**Information supplied**
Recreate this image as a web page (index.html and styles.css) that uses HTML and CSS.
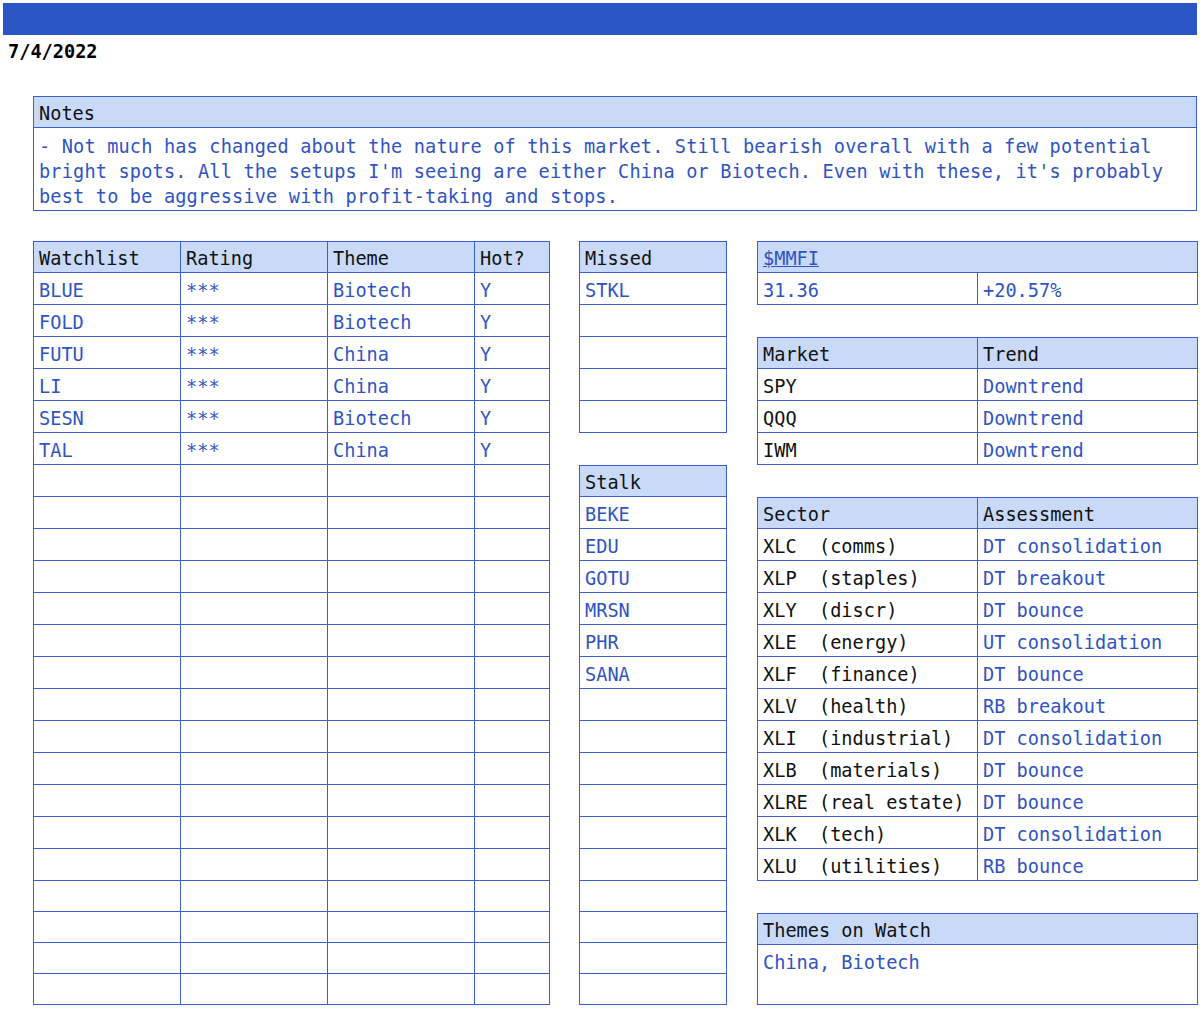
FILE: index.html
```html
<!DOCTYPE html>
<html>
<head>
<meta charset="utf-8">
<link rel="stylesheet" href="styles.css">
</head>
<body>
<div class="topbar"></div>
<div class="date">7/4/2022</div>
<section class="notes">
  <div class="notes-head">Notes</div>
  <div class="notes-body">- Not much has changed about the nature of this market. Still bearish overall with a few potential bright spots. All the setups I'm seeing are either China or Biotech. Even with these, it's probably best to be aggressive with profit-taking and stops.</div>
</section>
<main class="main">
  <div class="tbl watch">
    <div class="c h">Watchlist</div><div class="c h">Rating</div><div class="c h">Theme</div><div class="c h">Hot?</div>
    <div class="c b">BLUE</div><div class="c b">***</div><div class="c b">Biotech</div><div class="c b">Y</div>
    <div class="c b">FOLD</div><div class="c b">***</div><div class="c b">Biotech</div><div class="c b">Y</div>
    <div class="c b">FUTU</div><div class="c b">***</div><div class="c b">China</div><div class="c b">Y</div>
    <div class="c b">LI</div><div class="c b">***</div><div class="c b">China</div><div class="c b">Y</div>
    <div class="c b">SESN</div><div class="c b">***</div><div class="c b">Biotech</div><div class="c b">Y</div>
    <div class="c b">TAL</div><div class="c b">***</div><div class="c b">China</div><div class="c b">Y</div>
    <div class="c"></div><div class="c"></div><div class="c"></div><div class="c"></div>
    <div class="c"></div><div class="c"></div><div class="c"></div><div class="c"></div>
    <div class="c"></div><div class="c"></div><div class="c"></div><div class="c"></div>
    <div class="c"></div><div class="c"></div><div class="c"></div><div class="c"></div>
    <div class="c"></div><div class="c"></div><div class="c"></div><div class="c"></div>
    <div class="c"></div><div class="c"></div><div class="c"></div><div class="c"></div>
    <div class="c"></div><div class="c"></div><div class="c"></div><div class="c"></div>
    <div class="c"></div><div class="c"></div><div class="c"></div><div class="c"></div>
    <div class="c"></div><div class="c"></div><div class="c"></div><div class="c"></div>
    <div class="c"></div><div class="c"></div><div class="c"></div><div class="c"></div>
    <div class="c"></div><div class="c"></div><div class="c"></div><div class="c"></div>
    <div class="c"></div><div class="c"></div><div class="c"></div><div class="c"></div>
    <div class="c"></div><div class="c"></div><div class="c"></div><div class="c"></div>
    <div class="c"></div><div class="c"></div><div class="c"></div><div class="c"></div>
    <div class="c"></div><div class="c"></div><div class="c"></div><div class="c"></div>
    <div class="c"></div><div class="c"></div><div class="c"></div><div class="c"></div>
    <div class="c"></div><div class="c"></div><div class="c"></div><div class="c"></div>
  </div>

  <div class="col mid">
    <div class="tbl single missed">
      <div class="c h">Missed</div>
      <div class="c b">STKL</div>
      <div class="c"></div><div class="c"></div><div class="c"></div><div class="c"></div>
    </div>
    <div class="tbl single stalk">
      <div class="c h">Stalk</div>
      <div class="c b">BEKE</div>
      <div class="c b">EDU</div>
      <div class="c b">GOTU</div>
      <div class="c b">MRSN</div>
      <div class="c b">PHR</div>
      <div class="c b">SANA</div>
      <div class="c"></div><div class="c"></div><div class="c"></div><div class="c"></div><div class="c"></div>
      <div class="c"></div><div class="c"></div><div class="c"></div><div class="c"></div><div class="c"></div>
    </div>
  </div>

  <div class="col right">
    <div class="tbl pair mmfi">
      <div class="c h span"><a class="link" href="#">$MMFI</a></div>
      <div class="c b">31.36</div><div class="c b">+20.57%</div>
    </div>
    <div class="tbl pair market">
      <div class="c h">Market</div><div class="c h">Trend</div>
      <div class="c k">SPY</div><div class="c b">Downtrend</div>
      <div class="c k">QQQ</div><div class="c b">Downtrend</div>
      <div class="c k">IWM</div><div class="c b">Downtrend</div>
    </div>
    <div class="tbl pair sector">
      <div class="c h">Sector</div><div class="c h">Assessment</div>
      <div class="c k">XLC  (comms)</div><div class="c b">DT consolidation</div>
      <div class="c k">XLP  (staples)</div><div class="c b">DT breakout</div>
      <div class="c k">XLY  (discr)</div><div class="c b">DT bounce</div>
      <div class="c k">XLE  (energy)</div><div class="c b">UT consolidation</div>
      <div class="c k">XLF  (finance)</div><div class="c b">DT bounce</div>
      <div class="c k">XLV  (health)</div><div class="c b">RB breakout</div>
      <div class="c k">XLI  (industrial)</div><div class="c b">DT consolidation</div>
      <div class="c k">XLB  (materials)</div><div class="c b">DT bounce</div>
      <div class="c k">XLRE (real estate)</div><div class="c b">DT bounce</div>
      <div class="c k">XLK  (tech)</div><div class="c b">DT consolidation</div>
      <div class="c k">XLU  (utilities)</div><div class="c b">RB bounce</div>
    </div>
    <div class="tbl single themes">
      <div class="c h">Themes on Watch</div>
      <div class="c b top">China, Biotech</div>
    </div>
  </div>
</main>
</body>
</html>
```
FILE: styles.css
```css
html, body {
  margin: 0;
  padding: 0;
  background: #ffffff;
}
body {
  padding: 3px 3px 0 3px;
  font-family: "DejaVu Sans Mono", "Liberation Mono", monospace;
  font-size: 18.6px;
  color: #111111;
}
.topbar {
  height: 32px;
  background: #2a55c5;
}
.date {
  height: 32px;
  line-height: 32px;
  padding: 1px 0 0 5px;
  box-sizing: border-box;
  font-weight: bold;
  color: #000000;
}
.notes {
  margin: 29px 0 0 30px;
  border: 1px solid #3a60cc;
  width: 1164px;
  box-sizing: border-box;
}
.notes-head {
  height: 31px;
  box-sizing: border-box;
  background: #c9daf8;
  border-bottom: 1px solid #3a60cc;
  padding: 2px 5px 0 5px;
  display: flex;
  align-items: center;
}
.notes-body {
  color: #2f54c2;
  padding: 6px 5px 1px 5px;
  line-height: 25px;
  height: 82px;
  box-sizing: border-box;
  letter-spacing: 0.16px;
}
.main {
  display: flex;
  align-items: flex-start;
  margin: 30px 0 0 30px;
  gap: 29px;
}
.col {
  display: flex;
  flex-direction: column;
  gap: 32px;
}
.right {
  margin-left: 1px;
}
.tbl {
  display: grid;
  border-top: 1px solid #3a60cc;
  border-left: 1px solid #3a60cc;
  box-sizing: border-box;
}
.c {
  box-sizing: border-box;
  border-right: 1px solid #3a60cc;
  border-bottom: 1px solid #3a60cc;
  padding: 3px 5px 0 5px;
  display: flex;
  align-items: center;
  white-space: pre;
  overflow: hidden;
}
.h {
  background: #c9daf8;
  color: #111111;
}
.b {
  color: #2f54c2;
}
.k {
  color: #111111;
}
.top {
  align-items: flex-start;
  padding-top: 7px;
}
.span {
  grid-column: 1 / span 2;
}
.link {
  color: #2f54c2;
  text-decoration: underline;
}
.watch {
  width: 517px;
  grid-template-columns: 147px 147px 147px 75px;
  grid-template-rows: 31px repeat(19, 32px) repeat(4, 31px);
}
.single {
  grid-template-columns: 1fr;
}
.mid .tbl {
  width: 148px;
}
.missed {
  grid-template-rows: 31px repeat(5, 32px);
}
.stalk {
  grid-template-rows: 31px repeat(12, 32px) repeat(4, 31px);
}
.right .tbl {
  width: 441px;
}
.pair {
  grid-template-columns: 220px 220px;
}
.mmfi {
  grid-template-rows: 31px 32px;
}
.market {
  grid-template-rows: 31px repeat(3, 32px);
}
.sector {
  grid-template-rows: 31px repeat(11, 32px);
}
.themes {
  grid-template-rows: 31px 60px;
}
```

**Given instruction**
Print each line of the material above exactly, with the pictures removed from your copy.

**Response to the task**
Recreate this image as a web page (index.html and styles.css) that uses HTML and CSS.
FILE: index.html
```html
<!DOCTYPE html>
<html>
<head>
<meta charset="utf-8">
<link rel="stylesheet" href="styles.css">
</head>
<body>
<div class="topbar"></div>
<div class="date">7/4/2022</div>
<section class="notes">
  <div class="notes-head">Notes</div>
  <div class="notes-body">- Not much has changed about the nature of this market. Still bearish overall with a few potential bright spots. All the setups I'm seeing are either China or Biotech. Even with these, it's probably best to be aggressive with profit-taking and stops.</div>
</section>
<main class="main">
  <div class="tbl watch">
    <div class="c h">Watchlist</div><div class="c h">Rating</div><div class="c h">Theme</div><div class="c h">Hot?</div>
    <div class="c b">BLUE</div><div class="c b">***</div><div class="c b">Biotech</div><div class="c b">Y</div>
    <div class="c b">FOLD</div><div class="c b">***</div><div class="c b">Biotech</div><div class="c b">Y</div>
    <div class="c b">FUTU</div><div class="c b">***</div><div class="c b">China</div><div class="c b">Y</div>
    <div class="c b">LI</div><div class="c b">***</div><div class="c b">China</div><div class="c b">Y</div>
    <div class="c b">SESN</div><div class="c b">***</div><div class="c b">Biotech</div><div class="c b">Y</div>
    <div class="c b">TAL</div><div class="c b">***</div><div class="c b">China</div><div class="c b">Y</div>
    <div class="c"></div><div class="c"></div><div class="c"></div><div class="c"></div>
    <div class="c"></div><div class="c"></div><div class="c"></div><div class="c"></div>
    <div class="c"></div><div class="c"></div><div class="c"></div><div class="c"></div>
    <div class="c"></div><div class="c"></div><div class="c"></div><div class="c"></div>
    <div class="c"></div><div class="c"></div><div class="c"></div><div class="c"></div>
    <div class="c"></div><div class="c"></div><div class="c"></div><div class="c"></div>
    <div class="c"></div><div class="c"></div><div class="c"></div><div class="c"></div>
    <div class="c"></div><div class="c"></div><div class="c"></div><div class="c"></div>
    <div class="c"></div><div class="c"></div><div class="c"></div><div class="c"></div>
    <div class="c"></div><div class="c"></div><div class="c"></div><div class="c"></div>
    <div class="c"></div><div class="c"></div><div class="c"></div><div class="c"></div>
    <div class="c"></div><div class="c"></div><div class="c"></div><div class="c"></div>
    <div class="c"></div><div class="c"></div><div class="c"></div><div class="c"></div>
    <div class="c"></div><div class="c"></div><div class="c"></div><div class="c"></div>
    <div class="c"></div><div class="c"></div><div class="c"></div><div class="c"></div>
    <div class="c"></div><div class="c"></div><div class="c"></div><div class="c"></div>
    <div class="c"></div><div class="c"></div><div class="c"></div><div class="c"></div>
  </div>

  <div class="col mid">
    <div class="tbl single missed">
      <div class="c h">Missed</div>
      <div class="c b">STKL</div>
      <div class="c"></div><div class="c"></div><div class="c"></div><div class="c"></div>
    </div>
    <div class="tbl single stalk">
      <div class="c h">Stalk</div>
      <div class="c b">BEKE</div>
      <div class="c b">EDU</div>
      <div class="c b">GOTU</div>
      <div class="c b">MRSN</div>
      <div class="c b">PHR</div>
      <div class="c b">SANA</div>
      <div class="c"></div><div class="c"></div><div class="c"></div><div class="c"></div><div class="c"></div>
      <div class="c"></div><div class="c"></div><div class="c"></div><div class="c"></div><div class="c"></div>
    </div>
  </div>

  <div class="col right">
    <div class="tbl pair mmfi">
      <div class="c h span"><a class="link" href="#">$MMFI</a></div>
      <div class="c b">31.36</div><div class="c b">+20.57%</div>
    </div>
    <div class="tbl pair market">
      <div class="c h">Market</div><div class="c h">Trend</div>
      <div class="c k">SPY</div><div class="c b">Downtrend</div>
      <div class="c k">QQQ</div><div class="c b">Downtrend</div>
      <div class="c k">IWM</div><div class="c b">Downtrend</div>
    </div>
    <div class="tbl pair sector">
      <div class="c h">Sector</div><div class="c h">Assessment</div>
      <div class="c k">XLC  (comms)</div><div class="c b">DT consolidation</div>
      <div class="c k">XLP  (staples)</div><div class="c b">DT breakout</div>
      <div class="c k">XLY  (discr)</div><div class="c b">DT bounce</div>
      <div class="c k">XLE  (energy)</div><div class="c b">UT consolidation</div>
      <div class="c k">XLF  (finance)</div><div class="c b">DT bounce</div>
      <div class="c k">XLV  (health)</div><div class="c b">RB breakout</div>
      <div class="c k">XLI  (industrial)</div><div class="c b">DT consolidation</div>
      <div class="c k">XLB  (materials)</div><div class="c b">DT bounce</div>
      <div class="c k">XLRE (real estate)</div><div class="c b">DT bounce</div>
      <div class="c k">XLK  (tech)</div><div class="c b">DT consolidation</div>
      <div class="c k">XLU  (utilities)</div><div class="c b">RB bounce</div>
    </div>
    <div class="tbl single themes">
      <div class="c h">Themes on Watch</div>
      <div class="c b top">China, Biotech</div>
    </div>
  </div>
</main>
</body>
</html>
```
FILE: styles.css
```css
html, body {
  margin: 0;
  padding: 0;
  background: #ffffff;
}
body {
  padding: 3px 3px 0 3px;
  font-family: "DejaVu Sans Mono", "Liberation Mono", monospace;
  font-size: 18.6px;
  color: #111111;
}
.topbar {
  height: 32px;
  background: #2a55c5;
}
.date {
  height: 32px;
  line-height: 32px;
  padding: 1px 0 0 5px;
  box-sizing: border-box;
  font-weight: bold;
  color: #000000;
}
.notes {
  margin: 29px 0 0 30px;
  border: 1px solid #3a60cc;
  width: 1164px;
  box-sizing: border-box;
}
.notes-head {
  height: 31px;
  box-sizing: border-box;
  background: #c9daf8;
  border-bottom: 1px solid #3a60cc;
  padding: 2px 5px 0 5px;
  display: flex;
  align-items: center;
}
.notes-body {
  color: #2f54c2;
  padding: 6px 5px 1px 5px;
  line-height: 25px;
  height: 82px;
  box-sizing: border-box;
  letter-spacing: 0.16px;
}
.main {
  display: flex;
  align-items: flex-start;
  margin: 30px 0 0 30px;
  gap: 29px;
}
.col {
  display: flex;
  flex-direction: column;
  gap: 32px;
}
.right {
  margin-left: 1px;
}
.tbl {
  display: grid;
  border-top: 1px solid #3a60cc;
  border-left: 1px solid #3a60cc;
  box-sizing: border-box;
}
.c {
  box-sizing: border-box;
  border-right: 1px solid #3a60cc;
  border-bottom: 1px solid #3a60cc;
  padding: 3px 5px 0 5px;
  display: flex;
  align-items: center;
  white-space: pre;
  overflow: hidden;
}
.h {
  background: #c9daf8;
  color: #111111;
}
.b {
  color: #2f54c2;
}
.k {
  color: #111111;
}
.top {
  align-items: flex-start;
  padding-top: 7px;
}
.span {
  grid-column: 1 / span 2;
}
.link {
  color: #2f54c2;
  text-decoration: underline;
}
.watch {
  width: 517px;
  grid-template-columns: 147px 147px 147px 75px;
  grid-template-rows: 31px repeat(19, 32px) repeat(4, 31px);
}
.single {
  grid-template-columns: 1fr;
}
.mid .tbl {
  width: 148px;
}
.missed {
  grid-template-rows: 31px repeat(5, 32px);
}
.stalk {
  grid-template-rows: 31px repeat(12, 32px) repeat(4, 31px);
}
.right .tbl {
  width: 441px;
}
.pair {
  grid-template-columns: 220px 220px;
}
.mmfi {
  grid-template-rows: 31px 32px;
}
.market {
  grid-template-rows: 31px repeat(3, 32px);
}
.sector {
  grid-template-rows: 31px repeat(11, 32px);
}
.themes {
  grid-template-rows: 31px 60px;
}
```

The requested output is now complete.